Die Comic-Künstlerin Emil Ferris mischt in „Am liebsten mag ich Monster“ eigene Kindheitserinnerungen mit Horrorfiguren. Das Ganze sieht aus wie ein im linierten College-Heft gezeichnetes Tagebuch.

Chicago - Karen Reyes ist ein Werwolfmädchen. Oder auch nicht. Jedenfalls sieht und zeichnet das zehnjährige Kind sich als eines, und auch Karens arme Nachbarschaft im Chicago des Jahres 1968 wirkt wie nicht ganz von dieser Welt. Manche Menschen haben mehr oder weniger starke Ähnlichkeit mit Figuren der Horror-Comics, die Karen so gerne liest, mit Vampiren, Werwölfen, Untoten.

 

Vermutlich verarbeitet die in der Schule gemobbte Karen so nur das Beängstigende, das Bedrückende, das Unerklärliche, das ihr jeden Tag begegnet. Weil sie Erfahrungen mit Krankheit und Tod macht, träumt sie, dass eines der untoten Ungeheuer sie beißen und selbst zu einer Untoten machen werde. Diese Gnade, wie sie das empfindet, würde Karen dann gerne an ihre Familie weitergeben, an ihre Mutter und an ihren Bruder, um auch sie vor dem ordinären Ausgelöschtwerden für immer und ewig nachhaltig zu schützen.

Alles andere als naiv

Aber ganz sicher können wir nicht sein, denn die Graphic Novel „Am liebsten mag ich Monster“ von Emil Ferris kommt uns als Karens Tagebuch in einem spiralgebundenen Collegeheft entgegen. Durch die Zeichnungen scheint noch die blaue Linierung des Schreibpapiers hindurch. Mal gibt es wenige Bilder lang klassische Bildfolgen einer zusammenhängenden Handlung mit Dialogen in Sprechblasen. Aber meist sehen wir einzelne Tagebuchbilder mit Begleittexten.
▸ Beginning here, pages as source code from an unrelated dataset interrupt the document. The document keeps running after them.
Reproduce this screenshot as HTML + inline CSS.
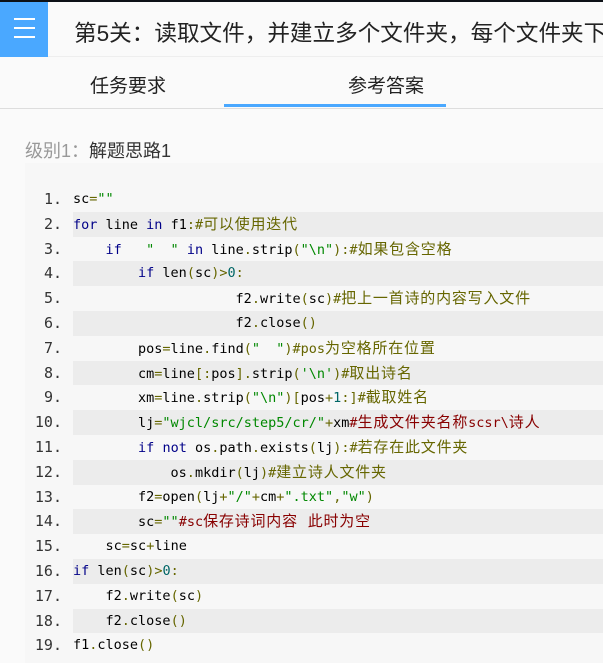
<!DOCTYPE html>
<html><head><meta charset="utf-8">
<style>
*{margin:0;padding:0;box-sizing:border-box}
body{width:603px;height:654px;overflow:hidden;background:#fafafa;font-family:"Liberation Sans","Noto Sans CJK SC",sans-serif;position:relative}
.top{position:absolute;left:0;top:0;width:603px;height:2px;background:#0d1117}
.hdr{position:absolute;left:0;top:2px;width:603px;height:55px;background:#fafafa;border-bottom:1px solid #eee}
.menu{position:absolute;left:0;top:0;width:48px;height:55px;background:#4aa8ff}
.menu i{position:absolute;left:14px;width:21px;height:2px;background:#fff}
.title{position:absolute;left:74px;top:13px;font-size:22.6px;color:#222;white-space:nowrap}
.tabs{position:absolute;left:0;top:57px;width:603px;height:52px;border-bottom:1px solid #ddd}
.tab{position:absolute;top:14px;font-size:19px;color:#222}
.ul{position:absolute;left:224px;top:47px;width:222px;height:3px;background:#4aa8ff}
.h{position:absolute;left:25px;top:137px;font-size:18px;color:#333}
.h span{color:#999}
.box{position:absolute;left:25px;top:163px;width:600px;height:500px;background:#f7f7f7}
.ln{position:absolute;left:0;width:603px;height:24.8px;font-family:"DejaVu Sans Mono","Noto Sans CJK SC",monospace;font-size:13.5px;line-height:24.8px;white-space:pre}
.ln .n{position:absolute;right:541px;color:#333;font-size:15px;font-family:"DejaVu Sans Mono",monospace}
.ln .c{position:absolute;left:73px;right:0;top:0;height:24.8px}
.z .c{background:#ececec}
.k{color:#008}.s{color:#080}.p{color:#660}.m{color:#800}.d{color:#066}
.cj{font-size:15px;letter-spacing:0.8px}
</style></head><body>
<div class="top"></div>
<div class="hdr"><div class="menu"><i style="top:16px"></i><i style="top:25px"></i><i style="top:34px"></i></div>
<div class="title">第5关：读取文件，并建立多个文件夹，每个文件夹下</div></div>
<div class="tabs"><div class="tab" style="left:90px">任务要求</div><div class="tab" style="left:348px">参考答案</div><div class="ul"></div></div>
<div class="h"><span>级别1：</span>解题思路1</div>
<div class="box"></div>

<div class="ln" style="top:187px"><span class="n">1.</span><span class="c">sc<span class="p">=</span><span class="s">""</span></span></div>
<div class="ln z" style="top:211.8px"><span class="n">2.</span><span class="c"><span class="k">for</span> line <span class="k">in</span> f1<span class="p">:#<span class="cj">可以使用迭代</span></span></span></div>
<div class="ln" style="top:236.6px"><span class="n">3.</span><span class="c">    <span class="k">if</span>   <span class="s">"  "</span> <span class="k">in</span> line<span class="p">.</span>strip<span class="p">(</span><span class="s">"\n"</span><span class="p">):#<span class="cj">如果包含空格</span></span></span></div>
<div class="ln z" style="top:261.4px"><span class="n">4.</span><span class="c">        <span class="k">if</span> len<span class="p">(</span>sc<span class="p">)&gt;</span><span class="d">0</span><span class="p">:</span></span></div>
<div class="ln" style="top:286.2px"><span class="n">5.</span><span class="c">                    f2<span class="p">.</span>write<span class="p">(</span>sc<span class="p">)#<span class="cj">把上一首诗的内容写入文件</span></span></span></div>
<div class="ln z" style="top:311px"><span class="n">6.</span><span class="c">                    f2<span class="p">.</span>close<span class="p">()</span></span></div>
<div class="ln" style="top:335.8px"><span class="n">7.</span><span class="c">        pos<span class="p">=</span>line<span class="p">.</span>find<span class="p">(</span><span class="s">"  "</span><span class="p">)#pos<span class="cj">为空格所在位置</span></span></span></div>
<div class="ln z" style="top:360.6px"><span class="n">8.</span><span class="c">        cm<span class="p">=</span>line<span class="p">[:</span>pos<span class="p">].</span>strip<span class="p">(</span><span class="s">'\n'</span><span class="p">)#<span class="cj">取出诗名</span></span></span></div>
<div class="ln" style="top:385.4px"><span class="n">9.</span><span class="c">        xm<span class="p">=</span>line<span class="p">.</span>strip<span class="p">(</span><span class="s">"\n"</span><span class="p">)[</span>pos<span class="p">+</span><span class="d">1</span><span class="p">:]#<span class="cj">截取姓名</span></span></span></div>
<div class="ln z" style="top:410.2px"><span class="n">10.</span><span class="c">        lj<span class="p">=</span><span class="s">"wjcl/src/step5/cr/"</span><span class="p">+</span>xm<span class="m">#<span class="cj">生成文件夹名称</span>scsr\<span class="cj">诗人</span></span></span></div>
<div class="ln" style="top:435px"><span class="n">11.</span><span class="c">        <span class="k">if</span> <span class="k">not</span> os<span class="p">.</span>path<span class="p">.</span>exists<span class="p">(</span>lj<span class="p">):#<span class="cj">若存在此文件夹</span></span></span></div>
<div class="ln z" style="top:459.8px"><span class="n">12.</span><span class="c">            os<span class="p">.</span>mkdir<span class="p">(</span>lj<span class="p">)#<span class="cj">建立诗人文件夹</span></span></span></div>
<div class="ln" style="top:484.6px"><span class="n">13.</span><span class="c">        f2<span class="p">=</span>open<span class="p">(</span>lj<span class="p">+</span><span class="s">"/"</span><span class="p">+</span>cm<span class="p">+</span><span class="s">".txt"</span><span class="p">,</span><span class="s">"w"</span><span class="p">)</span></span></div>
<div class="ln z" style="top:509.4px"><span class="n">14.</span><span class="c">        sc<span class="p">=</span><span class="s">""</span><span class="m">#sc<span class="cj">保存诗词内容 此时为空</span></span></span></div>
<div class="ln" style="top:534.2px"><span class="n">15.</span><span class="c">    sc<span class="p">=</span>sc<span class="p">+</span>line</span></div>
<div class="ln z" style="top:559px"><span class="n">16.</span><span class="c"><span class="k">if</span> len<span class="p">(</span>sc<span class="p">)&gt;</span><span class="d">0</span><span class="p">:</span></span></div>
<div class="ln" style="top:583.8px"><span class="n">17.</span><span class="c">    f2<span class="p">.</span>write<span class="p">(</span>sc<span class="p">)</span></span></div>
<div class="ln z" style="top:608.6px"><span class="n">18.</span><span class="c">    f2<span class="p">.</span>close<span class="p">()</span></span></div>
<div class="ln" style="top:633.4px"><span class="n">19.</span><span class="c">f1<span class="p">.</span>close<span class="p">()</span></span></div>
</body></html>
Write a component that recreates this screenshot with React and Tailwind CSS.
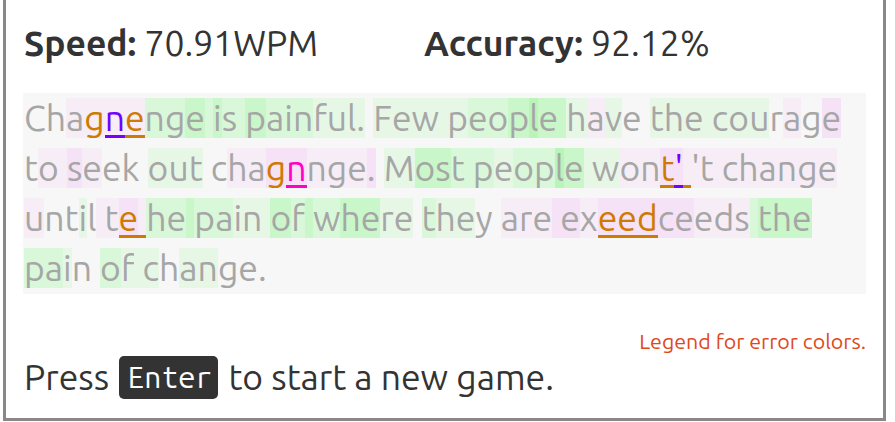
const BG = {
  ".": "",
  a: "bg-[#e6f7e6]",
  b: "bg-[#d9f8d9]",
  c: "bg-[#c9f7c9]",
  d: "bg-[#b9f4b9]",
  p: "bg-[#f7edf7]",
  q: "bg-[#f6e2f6]",
};

const FG = {
  ".": "text-[#a6a6a6]",
  o: "text-[#cf7a00]",
  O: "text-[#cf7a00] shadow-[inset_0_-3px_0_0_#cf7a00]",
  v: "text-[#7400ff] shadow-[inset_0_-3px_0_0_#7400ff]",
  m: "text-[#ff00c4] shadow-[inset_0_-3px_0_0_#ff00c4]",
  _: "text-[#a6a6a6] shadow-[inset_0_-3px_0_0_#cf7a00]",
};

const lines = [
  {
    text: "Chagnenge is painful. Few people have the courage",
    bg: "..ppppbbcbcbbcbbbaaaa.aaaaabbcdccapa..aaaaaaa.p.q",
    fg: "...ovO",
  },
  {
    text: "to seek out chagnnge. Most people wont' 't change",
    bg: ".ppqp...aaa..ppqqpppq.accbbbabbdcaappqqpppppppppp",
    fg: "...............om....................Ov_",
  },
  {
    text: "until te he pain of where they are exeedceeds the",
    bg: "p..a.ppqpbbcbbaaacbcbccaa.baa..pppqqpqqqqqpppbccc",
    fg: ".......O_............................OOO",
  },
  {
    text: "pain of change.",
    bg: "bba..baaa.aa...",
    fg: "",
  },
];

function TypedLine({ line }) {
  return (
    <div className="h-[40px] whitespace-nowrap">
      {line.text.split("").map((ch, i) => (
        <span
          key={i}
          className={`inline-block h-[40px] leading-[40px] align-top whitespace-pre ${BG[line.bg[i] || "."]} ${FG[line.fg[i] || "."]}`}
        >
          {ch}
        </span>
      ))}
    </div>
  );
}

export default function App() {
  return (
    <div className="w-[895px] h-[422px] bg-white font-['Ubuntu','Open_Sans',sans-serif]">
      <div className="ml-[3px] w-[883px] h-[421px] border-x-[3px] border-b-[3px] border-[#888888] px-[17px] flex flex-col">
        <div className="flex pt-[23px] h-[93px] text-[35.5px] leading-[40px] text-[#333333]">
          <div className="w-[401px] pl-[1px]">
            <span className="font-bold">Speed:</span> 70.91WPM
          </div>
          <div>
            <span className="font-bold">Accuracy:</span> 92.12%
          </div>
        </div>

        <div className="bg-[#f7f7f7] pt-[5px] pb-[6px] pl-[1px] flex flex-col gap-[10px] text-[35.5px]">
          {lines.map((line, i) => (
            <TypedLine key={i} line={line} />
          ))}
        </div>

        <div className="mt-[34px] text-right text-[21.4px] leading-[26px] text-[#e0481b]">
          Legend for error colors.
        </div>

        <div className="mt-[1px] pl-[1px] flex items-center gap-[10px] text-[35.5px] leading-[44px] text-[#333333]">
          <span>Press</span>
          <kbd className="bg-[#333333] text-white rounded-[5px] pl-[8px] pr-[6px] h-[43px] leading-[43px] font-['Ubuntu_Mono','Liberation_Mono',monospace] text-[30.5px]">
            Enter
          </kbd>
          <span>to start a new game.</span>
        </div>
      </div>
    </div>
  );
}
Wobei diese Zeichnungen alles andere als naiv sind: Die Horrorhefte blitzen durch, die große Kunstgeschichte, die Karen durch ihren Bruder kennenlernt, und auch andere Comic-Traditionen, ebenso Filme und Fernsehserien.

Die 1962 in Chicago geborene Zeichnerin und Autorin Ferris hat in den USA mit „Am liebsten mag ich Monster“ – das wuchtige Werk soll übrigens eine Fortsetzung bekommen – Begeisterung bei Kollegen, bei Kritikern und bei den Lesern widerborstigerer Graphic Novels ausgelöst. Dafür sind zunächst zwar die formale Fülle, die schräge Vitalität, die Mischung aus schmerzlicher autobiografischer Sensibilität und robustem Genrespiel verantwortlich. Aber die eigene Geschichte der Künstlerin lässt einen mit zusätzlichem Respekt auf die Seiten blicken.

Beinahe gelähmt

Ferris hat lange als freiberufliche Gelegenheitsgrafikerin gearbeitet. Von klein auf durch eine Wirbelsäulenerkankung gehandicapt, zog sie sich mit vierzig eine Infektion mit West-Nil-Fieber zu, mit schweren Lähmungserscheinungen. Ihre rechte Hand konnte sie lange nicht benutzen. Nach und nach aber erlangte Ferris die Kontrolle zurück, und noch während ihrer Krankheit nahm sie ein Studium an der School of the Art Institute Chicago auf. 2017 kam ihr vom Schraffierstil mit Kugelschreiber geprägtes Debüt „Am liebsten mag ich Monster“ auf den US-Markt – für den es bei der San Diego Comic Con gerade verdient drei Eisner Awards gab.

Emil Ferris: Am liebsten mag ich Monster.
Aus dem Englischen von Torsten Hempelt. Panini Verlag, Stuttgart. 420 Seiten, 39 Euro.